Newer atheists (not ‘New Atheists’) tend to have pent up frustration, anger, and resentment towards religion for wasting their time and money for so long. The temptation to rush in, guns blazing, defending the Atheist Way is a strong one. But, over time, as the atheist matures, they realize the startling truth that there is no “atheist way”. Atheism is a single answer to a single question. It confers no additional meaning. It is not a club, not a group. There is no secret handshake or code of ethics. Of course, if theists taught the truth about atheists, fresh atheists would know this. But, it isn’t exactly in the general theist best interest to be accurate in their portrayal of the people the consider to be an enemy.

So, then, where does this drive come from?

Well, we’re humans. We like to be right. It helps reinforce our worldviews when we confirm ourselves as correct. We, as humans, do a lot of things to accomplish this. Whether it is being part of a fandom, being a fan of a specific sports team, or merely hanging out with friends, we work best when we have positive re-enforcement. Become an atheist is a completely new thing, as there is no inherent structure for re-enforcement from our peers. Atheist churches and study groups have sprung up to try and provide this structure, which, of course, some theists attack. What they do not realize is that when people are marginalized and isolated, they tend to get stuck in negative cyclical thinking. I would be completely unsurprised if Craig Hicks, the atheist who shot and killed the three Muslim students, was isolated from others.

To return to the main topic, antiapologetics tends to appear in fresh atheists who are still in the early stages of atheism. The good news is that the core of the practice is research and knowledge, which naturally leads the fresh atheist towards maturity. It also drops the rates of recidivism. Few, if any, mature atheists become religious once they are atheists.

Take, for example, the case of Ryan Bell.

Now, in his case, his path was slightly different than most atheists. A minister who decided to test his own faith and found it lacking.
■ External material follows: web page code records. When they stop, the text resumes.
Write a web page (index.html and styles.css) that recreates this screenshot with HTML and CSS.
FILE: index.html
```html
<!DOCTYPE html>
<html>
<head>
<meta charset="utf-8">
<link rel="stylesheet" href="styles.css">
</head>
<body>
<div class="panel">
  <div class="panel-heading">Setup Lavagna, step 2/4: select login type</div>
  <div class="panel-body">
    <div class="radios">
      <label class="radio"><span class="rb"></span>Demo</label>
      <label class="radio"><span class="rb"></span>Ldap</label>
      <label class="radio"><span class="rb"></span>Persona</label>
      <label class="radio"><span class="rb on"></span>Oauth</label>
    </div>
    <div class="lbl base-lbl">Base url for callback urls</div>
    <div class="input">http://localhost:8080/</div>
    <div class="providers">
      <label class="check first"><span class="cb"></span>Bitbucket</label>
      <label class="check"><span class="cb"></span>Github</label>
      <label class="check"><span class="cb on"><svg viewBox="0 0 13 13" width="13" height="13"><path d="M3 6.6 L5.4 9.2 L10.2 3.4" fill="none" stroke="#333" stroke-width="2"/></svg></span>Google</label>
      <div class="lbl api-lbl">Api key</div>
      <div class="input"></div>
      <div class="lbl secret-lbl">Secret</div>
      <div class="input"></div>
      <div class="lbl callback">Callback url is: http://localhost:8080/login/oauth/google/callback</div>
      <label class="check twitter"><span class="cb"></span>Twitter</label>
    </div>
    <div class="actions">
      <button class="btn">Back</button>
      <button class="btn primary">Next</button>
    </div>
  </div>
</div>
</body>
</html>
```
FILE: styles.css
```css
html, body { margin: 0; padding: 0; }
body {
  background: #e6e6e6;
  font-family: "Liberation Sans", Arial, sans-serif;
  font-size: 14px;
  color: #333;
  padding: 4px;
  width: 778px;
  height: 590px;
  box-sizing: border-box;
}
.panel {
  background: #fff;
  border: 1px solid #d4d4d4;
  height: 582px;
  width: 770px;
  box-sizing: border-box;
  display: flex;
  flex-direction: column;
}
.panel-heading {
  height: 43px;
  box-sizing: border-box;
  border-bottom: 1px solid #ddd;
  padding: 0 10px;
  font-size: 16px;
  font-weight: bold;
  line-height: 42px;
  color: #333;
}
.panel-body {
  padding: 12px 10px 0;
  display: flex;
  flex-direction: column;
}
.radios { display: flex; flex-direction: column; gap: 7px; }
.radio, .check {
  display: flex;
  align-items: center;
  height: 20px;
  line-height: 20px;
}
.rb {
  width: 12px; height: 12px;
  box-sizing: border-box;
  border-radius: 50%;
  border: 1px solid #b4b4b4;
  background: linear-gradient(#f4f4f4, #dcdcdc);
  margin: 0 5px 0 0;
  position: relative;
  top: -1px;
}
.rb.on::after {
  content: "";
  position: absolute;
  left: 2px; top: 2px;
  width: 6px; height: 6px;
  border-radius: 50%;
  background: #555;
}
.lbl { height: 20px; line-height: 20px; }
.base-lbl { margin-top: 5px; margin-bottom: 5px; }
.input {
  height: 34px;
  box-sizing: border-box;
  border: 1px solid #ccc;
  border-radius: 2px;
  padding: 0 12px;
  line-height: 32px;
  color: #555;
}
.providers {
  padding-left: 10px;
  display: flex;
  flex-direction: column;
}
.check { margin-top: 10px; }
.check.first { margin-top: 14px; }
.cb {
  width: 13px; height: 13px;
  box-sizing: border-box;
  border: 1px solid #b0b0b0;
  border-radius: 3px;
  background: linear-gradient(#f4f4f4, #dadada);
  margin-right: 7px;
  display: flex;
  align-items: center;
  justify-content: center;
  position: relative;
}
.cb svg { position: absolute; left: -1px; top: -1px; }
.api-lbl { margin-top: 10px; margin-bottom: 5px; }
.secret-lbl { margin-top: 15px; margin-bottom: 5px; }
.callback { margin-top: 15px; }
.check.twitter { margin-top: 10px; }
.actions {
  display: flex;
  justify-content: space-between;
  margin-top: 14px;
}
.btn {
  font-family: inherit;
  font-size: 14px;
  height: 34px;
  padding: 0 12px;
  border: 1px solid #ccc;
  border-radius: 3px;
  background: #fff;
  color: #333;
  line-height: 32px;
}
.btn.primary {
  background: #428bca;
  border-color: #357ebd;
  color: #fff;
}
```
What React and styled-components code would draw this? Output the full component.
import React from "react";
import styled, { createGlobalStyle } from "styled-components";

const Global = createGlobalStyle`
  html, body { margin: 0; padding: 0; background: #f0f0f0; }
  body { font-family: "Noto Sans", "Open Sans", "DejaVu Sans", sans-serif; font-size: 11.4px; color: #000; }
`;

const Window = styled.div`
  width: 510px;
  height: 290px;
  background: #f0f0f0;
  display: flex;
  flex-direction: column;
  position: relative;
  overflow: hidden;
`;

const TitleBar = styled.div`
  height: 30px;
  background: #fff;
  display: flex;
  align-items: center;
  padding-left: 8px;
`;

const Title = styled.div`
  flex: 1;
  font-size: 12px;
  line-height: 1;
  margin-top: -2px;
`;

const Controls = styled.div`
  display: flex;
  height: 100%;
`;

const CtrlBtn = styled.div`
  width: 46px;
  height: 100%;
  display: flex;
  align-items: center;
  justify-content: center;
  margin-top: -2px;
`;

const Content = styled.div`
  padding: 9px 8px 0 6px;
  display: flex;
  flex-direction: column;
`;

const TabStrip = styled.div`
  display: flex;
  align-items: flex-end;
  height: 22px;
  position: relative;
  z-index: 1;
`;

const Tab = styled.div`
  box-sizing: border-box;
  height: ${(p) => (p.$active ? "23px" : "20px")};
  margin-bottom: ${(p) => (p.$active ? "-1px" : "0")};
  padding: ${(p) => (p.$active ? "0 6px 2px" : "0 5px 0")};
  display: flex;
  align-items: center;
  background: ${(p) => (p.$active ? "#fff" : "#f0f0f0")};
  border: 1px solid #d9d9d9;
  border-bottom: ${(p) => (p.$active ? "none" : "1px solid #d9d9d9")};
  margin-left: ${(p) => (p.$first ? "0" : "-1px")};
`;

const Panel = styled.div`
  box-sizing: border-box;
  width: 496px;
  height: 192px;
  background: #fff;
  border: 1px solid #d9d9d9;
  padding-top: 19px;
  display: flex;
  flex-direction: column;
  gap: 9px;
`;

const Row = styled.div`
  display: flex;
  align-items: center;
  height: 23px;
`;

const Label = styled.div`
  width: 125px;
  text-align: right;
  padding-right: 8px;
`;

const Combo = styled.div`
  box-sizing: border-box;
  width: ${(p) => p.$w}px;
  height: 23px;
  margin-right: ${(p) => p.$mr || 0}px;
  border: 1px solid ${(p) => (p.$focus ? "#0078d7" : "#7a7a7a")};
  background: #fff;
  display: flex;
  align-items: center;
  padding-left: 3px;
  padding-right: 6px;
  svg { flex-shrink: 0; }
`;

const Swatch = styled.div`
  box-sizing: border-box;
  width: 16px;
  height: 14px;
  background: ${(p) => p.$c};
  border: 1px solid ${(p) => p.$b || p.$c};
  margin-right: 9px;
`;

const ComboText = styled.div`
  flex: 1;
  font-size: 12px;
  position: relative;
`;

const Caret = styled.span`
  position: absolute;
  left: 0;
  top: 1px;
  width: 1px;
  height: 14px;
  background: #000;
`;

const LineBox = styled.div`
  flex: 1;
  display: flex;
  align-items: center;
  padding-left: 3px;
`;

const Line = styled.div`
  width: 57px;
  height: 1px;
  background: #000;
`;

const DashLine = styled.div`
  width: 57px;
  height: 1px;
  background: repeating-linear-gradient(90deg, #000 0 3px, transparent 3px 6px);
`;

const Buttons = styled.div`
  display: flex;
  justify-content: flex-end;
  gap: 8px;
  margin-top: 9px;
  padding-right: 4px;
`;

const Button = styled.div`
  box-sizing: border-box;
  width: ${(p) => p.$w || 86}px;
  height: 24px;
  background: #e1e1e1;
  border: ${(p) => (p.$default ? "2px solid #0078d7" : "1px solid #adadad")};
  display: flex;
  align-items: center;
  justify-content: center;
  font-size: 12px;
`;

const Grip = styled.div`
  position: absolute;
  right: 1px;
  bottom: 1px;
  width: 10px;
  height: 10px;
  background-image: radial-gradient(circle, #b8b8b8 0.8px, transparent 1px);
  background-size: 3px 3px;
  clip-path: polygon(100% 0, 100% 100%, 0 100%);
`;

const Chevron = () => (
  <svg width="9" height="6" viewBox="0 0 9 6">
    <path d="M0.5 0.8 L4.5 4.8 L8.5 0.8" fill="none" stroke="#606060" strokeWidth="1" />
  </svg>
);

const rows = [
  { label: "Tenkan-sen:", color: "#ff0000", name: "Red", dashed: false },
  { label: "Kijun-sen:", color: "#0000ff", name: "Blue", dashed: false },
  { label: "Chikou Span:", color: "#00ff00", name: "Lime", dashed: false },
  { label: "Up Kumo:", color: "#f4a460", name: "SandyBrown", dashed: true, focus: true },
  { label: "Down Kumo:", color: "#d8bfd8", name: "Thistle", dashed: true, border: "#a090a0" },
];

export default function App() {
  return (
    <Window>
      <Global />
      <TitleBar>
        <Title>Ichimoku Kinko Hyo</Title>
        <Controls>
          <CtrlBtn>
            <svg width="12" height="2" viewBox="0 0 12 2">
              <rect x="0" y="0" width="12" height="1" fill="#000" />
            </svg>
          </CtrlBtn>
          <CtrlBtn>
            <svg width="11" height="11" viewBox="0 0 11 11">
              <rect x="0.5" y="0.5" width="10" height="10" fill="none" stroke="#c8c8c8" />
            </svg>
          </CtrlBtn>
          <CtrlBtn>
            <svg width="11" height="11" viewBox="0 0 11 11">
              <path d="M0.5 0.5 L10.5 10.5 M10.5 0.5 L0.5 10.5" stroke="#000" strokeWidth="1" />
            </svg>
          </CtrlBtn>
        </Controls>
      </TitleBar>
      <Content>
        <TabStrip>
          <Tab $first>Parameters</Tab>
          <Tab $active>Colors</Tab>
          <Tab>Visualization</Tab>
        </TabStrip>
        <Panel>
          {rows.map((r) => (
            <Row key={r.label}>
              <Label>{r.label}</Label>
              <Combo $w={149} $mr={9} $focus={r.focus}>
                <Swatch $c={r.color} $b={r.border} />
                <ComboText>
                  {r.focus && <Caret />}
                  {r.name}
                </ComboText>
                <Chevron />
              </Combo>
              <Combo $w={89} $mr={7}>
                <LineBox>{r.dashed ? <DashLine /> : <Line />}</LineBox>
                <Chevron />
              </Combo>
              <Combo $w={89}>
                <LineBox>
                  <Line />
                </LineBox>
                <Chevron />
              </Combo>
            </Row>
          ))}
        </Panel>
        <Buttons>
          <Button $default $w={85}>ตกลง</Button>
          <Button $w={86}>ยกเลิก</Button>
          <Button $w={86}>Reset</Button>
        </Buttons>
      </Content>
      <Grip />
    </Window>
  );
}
I applauded his attempt even before he, in the end, rejected his faith in favor of atheism, but my point is that atheists who stick to reason and skepticism and do not fall prey to emotional appeals or other logical fallacies find atheism not a difficult position to maintain.

One of the points I was trying to discuss with this piece is that, sometimes, an atheist has to put their foot down and end their antiapologetics. Even so, it is a difficult road.

Recently, Jeff Dee, one of the hosts of The Atheist Experience, a well known atheist television show out of Austin, responded to a anti-atheist post on a Facebook group. As he is someone I follow online, it popped up on my timeline, and I was drawn into the debate as well. Even though I have tried desperately to stay out of online debates, the siren song of these debates keeps bringing me back in.

I’ve had to resist debating with family and friends. I even unfollowed my own mother on Facebook after a kerfuffle earlier this year.

To sum up, humans like to win. We like to be right. That’s the point of apologetics, counterapologetics, and antiapologetics. Sometimes, the only way to win a game is to not play.